More crucial than big kicks, a strong core means you’re going to reduce your risk of injury. According to Suzanne Cox, TCRG and Accredited Exercise Physiologist (ESSA) with the Australian Institute of Fitness, “Irish dancers with poor core strength are more susceptible to back injuries but can even be at more risk for leg and foot injuries. Our bodies function as a whole and a weak link in the chain can impact another area, which can in turn cause an injury somewhere else. For example, a back injury can cause a dancer to favour one side, which means one leg takes more load while one leg becomes weaker and unable to handle the stress placed upon it.”
Core strength is something that Chloey Turner, professional dancer and personal trainer, has learnt along the way. “During my competitive days I knew very little about the importance of core training. I thought that by putting in the hours at dance class and running occasionally that would be enough. It wasn’t until I went to college and studied to be a personal fitness trainer that I realised how important it was to make extra time to strengthen my entire body starting with the stabilising muscles.” These days Turner is putting that knowledge to good use by working with the cast of Riverdance to keep them in peak condition for their gruelling show schedule. Working with partner James Greenan, they have developed a fitness and nutrition program for Irish dancers called theCJway that will be launching soon.
Apart from injuries, Cox tells us that “A weak core can create a faulty movement pattern. If we don’t move in the correct way our bodies adapt and learn a skill in a different way. Usually this will be a less efficient way that takes more energy and doesn’t look the way we want it to. We can change the way we do a skill but it takes a lot longer! In fact, some research tells us that if we want to correct the way we perform a move we need to do it correctly hundreds of times. That means instead of performing a click with straight knees 20 – 40 times to get it right, we now need to perform it many more times to get it right!”

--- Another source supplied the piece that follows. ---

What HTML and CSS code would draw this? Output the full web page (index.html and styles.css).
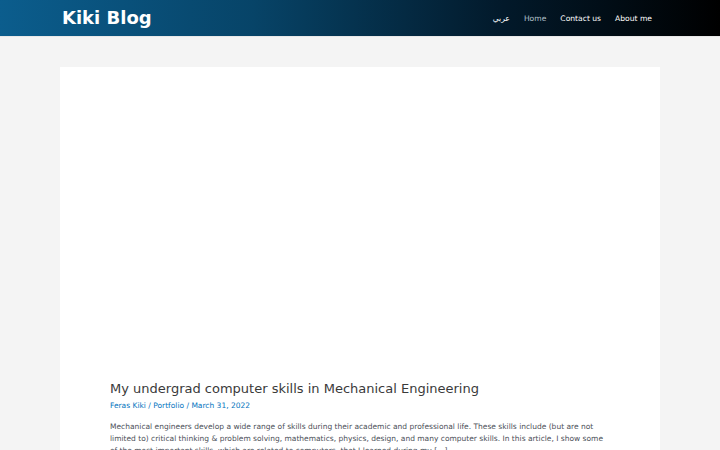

If you’re a dancer who struggles with posture, arm, and shoulder issues when you dance, then all signs point to a weak core. Cox describes it as, “A strong core allows a dancer to have a greater level of strength, power, precision and elegance when they dance. The core muscles that surround our spine are responsible for maintaining posture as well as keeping us strong, stable and upright. They also play a role in providing a solid support for our hips and legs to be able to do what they need to do.”